In Team Topologies, Matthew Skelton and Manuel Pais show you how to set up software development teams to work as efficiently as possible. Basing their approach on Conway’s Law, they recommend that you assign teams the right amount of work.
Continue reading to learn two strategies for team workload management.
Team Workload Management
The authors argue that you should prioritize team workload management so that individual teams don’t end up overwhelmed. When you give teams too many things to think about at once, productivity and quality suffer. This drop in quality occurs because your teams can’t become experts in any one area when they’re forced to divide their attention among many different tasks. Software products produced by teams that are overwhelmed and lack expertise reflect this via Conway’s Law. These products will lack polish, and they may include a variety of features that aren’t fully fleshed out and don’t work as well as they could have if work had been more appropriately divided.
(Shortform note: When it’s time for you to determine exactly how much work a team can handle, consider how long each team member has been with your organization. Some argue that seasoned employees can accomplish two to three times as much work as new hires in the same time frame. Being mindful of these limitations can help you appropriately adjust your expectations for new employees and veterans alike.)
To keep teams from getting overwhelmed, consider the cognitive load when assigning tasks, or the amount of mental energy the task requires. The authors argue that more complex problems create a greater cognitive load on a team compared to relatively simple problems, so even your strongest teams can probably only handle one or two complex problems at a time.

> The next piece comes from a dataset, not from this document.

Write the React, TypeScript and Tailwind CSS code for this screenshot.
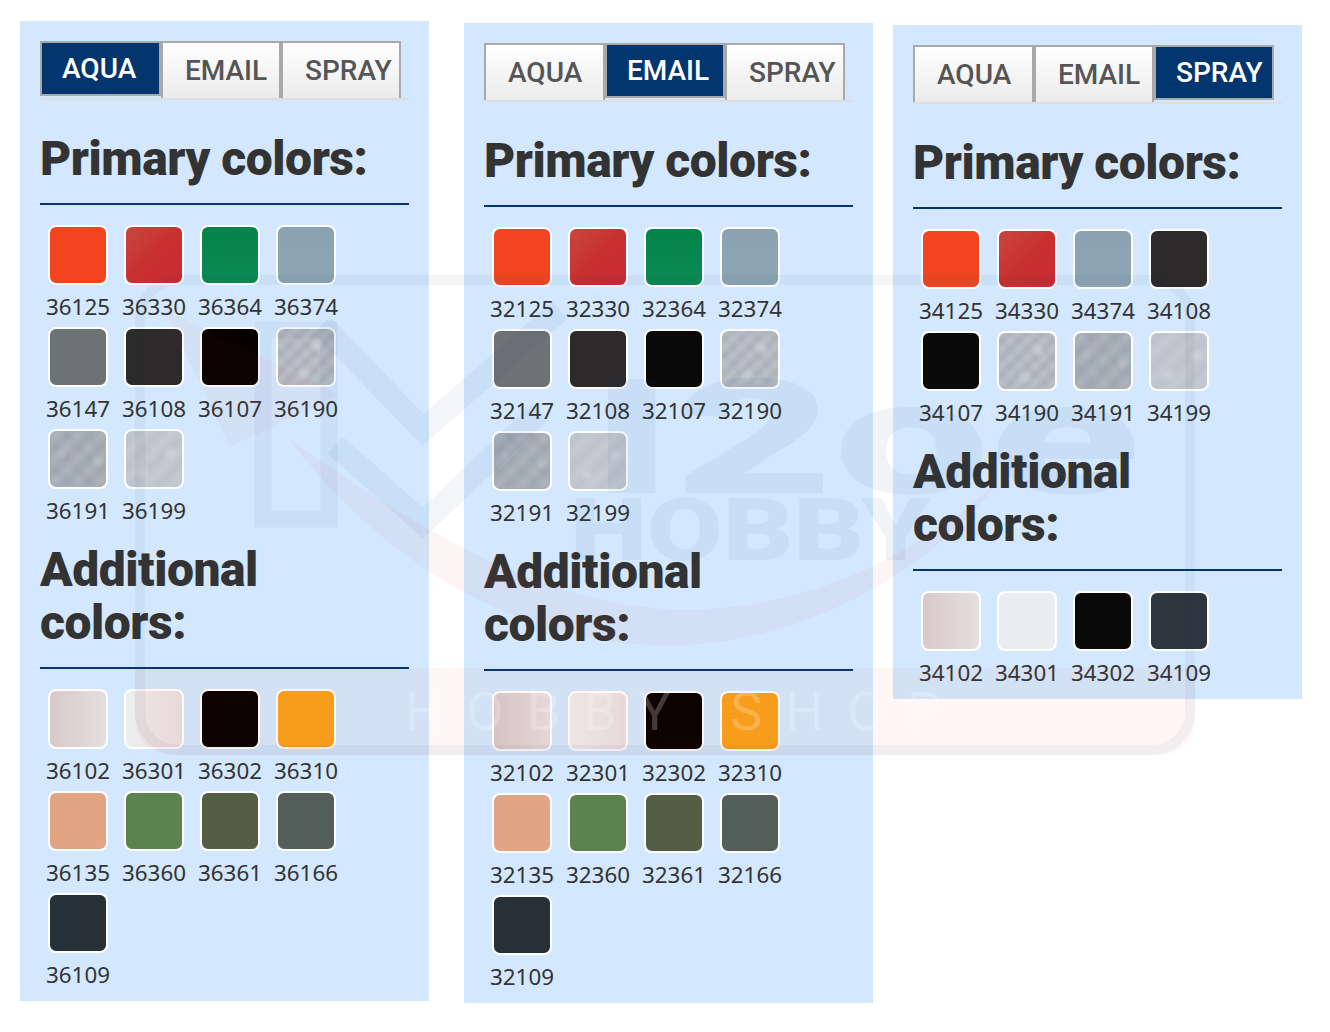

(Shortform note: In your effort to reduce cognitive load on your teams, it may also be worth considering the environment your teams work in. Specifically, studies have shown that excessive noise in the office increases cognitive load and negatively impacts performance. To avoid these negative effects, consider creating quiet workspaces within your offices, making use of “do not disturb” signs, and establishing clear rules around noise levels in the office.)

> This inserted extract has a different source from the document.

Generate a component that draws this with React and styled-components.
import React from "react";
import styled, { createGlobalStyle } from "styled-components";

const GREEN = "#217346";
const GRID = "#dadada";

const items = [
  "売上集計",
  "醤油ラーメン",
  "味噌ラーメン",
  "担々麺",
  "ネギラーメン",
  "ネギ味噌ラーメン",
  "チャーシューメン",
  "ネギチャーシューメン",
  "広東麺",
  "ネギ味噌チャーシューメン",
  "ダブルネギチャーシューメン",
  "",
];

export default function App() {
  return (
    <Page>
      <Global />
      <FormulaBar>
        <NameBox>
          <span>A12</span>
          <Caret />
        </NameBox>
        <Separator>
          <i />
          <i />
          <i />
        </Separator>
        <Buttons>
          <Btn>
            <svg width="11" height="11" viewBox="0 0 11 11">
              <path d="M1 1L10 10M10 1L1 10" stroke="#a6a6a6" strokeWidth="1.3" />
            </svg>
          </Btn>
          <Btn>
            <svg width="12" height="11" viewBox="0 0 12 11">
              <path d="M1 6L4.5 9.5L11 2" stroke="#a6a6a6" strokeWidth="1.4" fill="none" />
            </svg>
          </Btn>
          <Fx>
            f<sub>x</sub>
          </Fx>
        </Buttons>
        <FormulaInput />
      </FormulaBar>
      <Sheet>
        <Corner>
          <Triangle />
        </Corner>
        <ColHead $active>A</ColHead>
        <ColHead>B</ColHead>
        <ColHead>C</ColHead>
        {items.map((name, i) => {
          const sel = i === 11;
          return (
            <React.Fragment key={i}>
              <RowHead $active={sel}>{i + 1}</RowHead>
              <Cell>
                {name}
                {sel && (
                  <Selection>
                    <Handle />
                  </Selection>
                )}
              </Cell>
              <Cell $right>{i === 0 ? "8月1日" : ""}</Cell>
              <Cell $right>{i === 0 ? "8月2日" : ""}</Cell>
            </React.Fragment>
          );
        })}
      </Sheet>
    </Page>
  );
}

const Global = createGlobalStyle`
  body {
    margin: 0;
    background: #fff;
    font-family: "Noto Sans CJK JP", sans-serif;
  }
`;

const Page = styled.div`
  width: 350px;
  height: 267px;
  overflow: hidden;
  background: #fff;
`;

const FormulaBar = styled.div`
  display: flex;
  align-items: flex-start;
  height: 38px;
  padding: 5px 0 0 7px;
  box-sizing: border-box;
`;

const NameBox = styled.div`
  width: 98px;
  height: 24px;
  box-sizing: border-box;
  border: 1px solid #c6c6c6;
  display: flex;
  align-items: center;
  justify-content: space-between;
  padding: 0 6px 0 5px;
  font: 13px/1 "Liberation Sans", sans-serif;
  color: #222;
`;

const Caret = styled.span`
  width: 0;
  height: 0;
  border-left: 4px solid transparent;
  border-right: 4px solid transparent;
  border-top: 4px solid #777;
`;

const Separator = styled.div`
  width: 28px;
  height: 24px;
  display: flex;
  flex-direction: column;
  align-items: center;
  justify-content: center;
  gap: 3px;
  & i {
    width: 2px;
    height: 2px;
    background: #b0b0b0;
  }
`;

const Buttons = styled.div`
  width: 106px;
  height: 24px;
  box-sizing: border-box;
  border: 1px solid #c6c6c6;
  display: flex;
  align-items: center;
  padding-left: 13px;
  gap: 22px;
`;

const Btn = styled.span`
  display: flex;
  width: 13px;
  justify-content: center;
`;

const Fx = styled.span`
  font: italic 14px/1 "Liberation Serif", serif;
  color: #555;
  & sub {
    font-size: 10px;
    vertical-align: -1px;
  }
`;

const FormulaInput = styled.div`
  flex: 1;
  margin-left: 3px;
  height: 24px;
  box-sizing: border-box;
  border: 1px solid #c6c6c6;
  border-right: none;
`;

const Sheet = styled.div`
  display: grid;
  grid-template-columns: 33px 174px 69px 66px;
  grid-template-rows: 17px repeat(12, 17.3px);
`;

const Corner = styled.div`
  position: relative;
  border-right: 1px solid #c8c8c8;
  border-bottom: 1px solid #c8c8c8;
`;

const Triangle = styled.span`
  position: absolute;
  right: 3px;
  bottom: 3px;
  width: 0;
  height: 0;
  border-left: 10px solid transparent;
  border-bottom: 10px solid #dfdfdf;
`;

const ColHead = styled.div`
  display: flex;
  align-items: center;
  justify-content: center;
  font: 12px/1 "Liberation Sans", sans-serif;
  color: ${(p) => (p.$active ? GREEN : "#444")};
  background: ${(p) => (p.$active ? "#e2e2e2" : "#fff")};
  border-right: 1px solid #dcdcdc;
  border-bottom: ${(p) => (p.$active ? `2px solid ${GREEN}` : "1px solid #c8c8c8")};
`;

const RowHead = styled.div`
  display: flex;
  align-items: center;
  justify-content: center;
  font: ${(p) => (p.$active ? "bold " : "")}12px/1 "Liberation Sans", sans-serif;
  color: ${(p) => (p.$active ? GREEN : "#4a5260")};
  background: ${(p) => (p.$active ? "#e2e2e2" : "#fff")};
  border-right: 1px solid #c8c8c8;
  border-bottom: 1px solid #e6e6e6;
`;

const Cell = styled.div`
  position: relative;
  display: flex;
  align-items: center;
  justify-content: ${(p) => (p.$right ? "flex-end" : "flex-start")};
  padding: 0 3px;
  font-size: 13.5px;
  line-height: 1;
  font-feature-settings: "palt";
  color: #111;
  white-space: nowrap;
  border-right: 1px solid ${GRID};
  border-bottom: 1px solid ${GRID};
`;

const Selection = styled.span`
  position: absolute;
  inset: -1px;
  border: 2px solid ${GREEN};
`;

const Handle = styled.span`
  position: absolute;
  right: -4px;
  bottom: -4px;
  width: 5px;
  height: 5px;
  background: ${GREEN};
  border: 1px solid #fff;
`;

The authors recommend two strategies for team workload management.
Strategy #1: Divide Work Along Fracture Planes
If you’re struggling to break down software into the right size pieces for your teams, Skelton and Pais recommend looking for fracture planes. These are naturally occurring splitting points between different parts of a piece of software.
(Shortform note: Skelton and Pais’s suggestion to look for boundaries to break software into smaller pieces is based on the assertion that monoliths will always slow your organization down. However, some authors believe that under the right conditions, monoliths can function just as efficiently as microservices. These authors argue that boundaries within a monolith that allow teams to take responsibility for their own projects can also be an effective way to assign work to your teams.)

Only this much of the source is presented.